The Eurasian Schools Debating Championships (ESDC) is an annual open English-language debating tournament for high school-level teams representing different countries. ESDC is open to national and school teams alike, depending on team cap.

The first edition was hosted by the Robert College Debate Society in Istanbul with 50 teams from 20 different countries.

Format

Eurasian Schools Debating Championship debates use a special format known as 'World Schools Style Debating' as most of the teams esteem the tournament as a preparation for WSDC. World Schools Style is a combination of the British Parliamentary and Australian formats. In each debate there are eight speeches delivered by two three-member teams (the Proposition and the Opposition). Each speaker delivers an eight-minute speech; then both teams deliver a "reply speech" lasting four minutes, with the last word being reserved for the Proposition. Between the end of the first and the beginning of the last minute of an eight-minute speech, the opposing party may offer "points of information". The speaker may refuse these, but should take at least one or two points during his or her speech.

Teams in ESDC debate eight rounds before "breaking" into octo-finals. After first round, teams are paired with each other with power pairing. Team with the same number of wins play against each other. If there are more than one teams on the same point, then teams are paired randomly. Top sixteen teams with highest number of wins and speaker points advance into single elimination octo-finals.

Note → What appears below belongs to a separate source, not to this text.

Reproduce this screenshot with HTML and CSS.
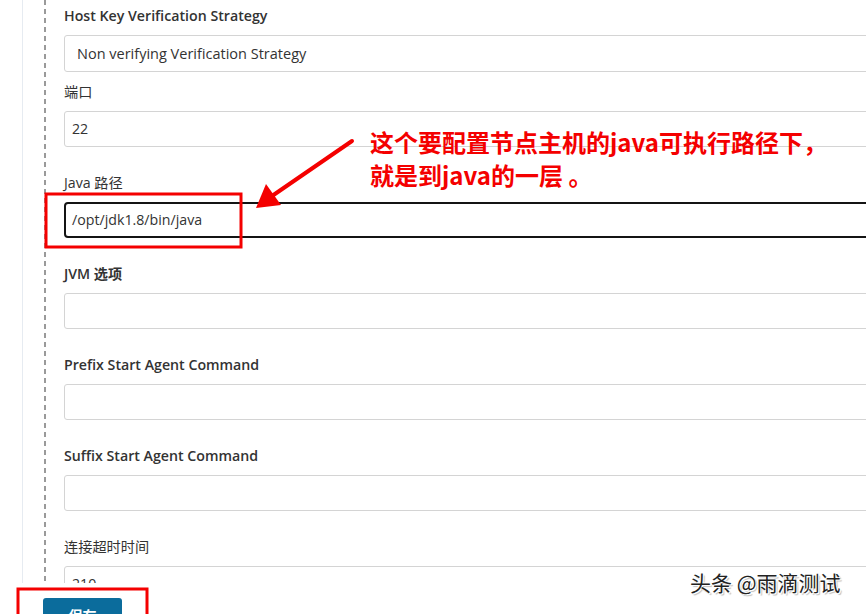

The Eurasian Schools Debating Council

During the inaugural ESDC, teams participating decided to form Eurasian Schools Debating Council which will govern the championships in a democratic manner. The formation of the charter is still in process.

Principles of the Eurasian Schools Debating Championships

Openness: ESDC will remain open to all teams of any formation as long as the space allows
Flexibility: ESDC will seek to govern itself in a non-bureaucratic way
Innovation: ESDC will seek to try novel ideas in debating

Past championships

Future championships

The 10th annual Eurasian Schools Debating Championship will be held in 2020.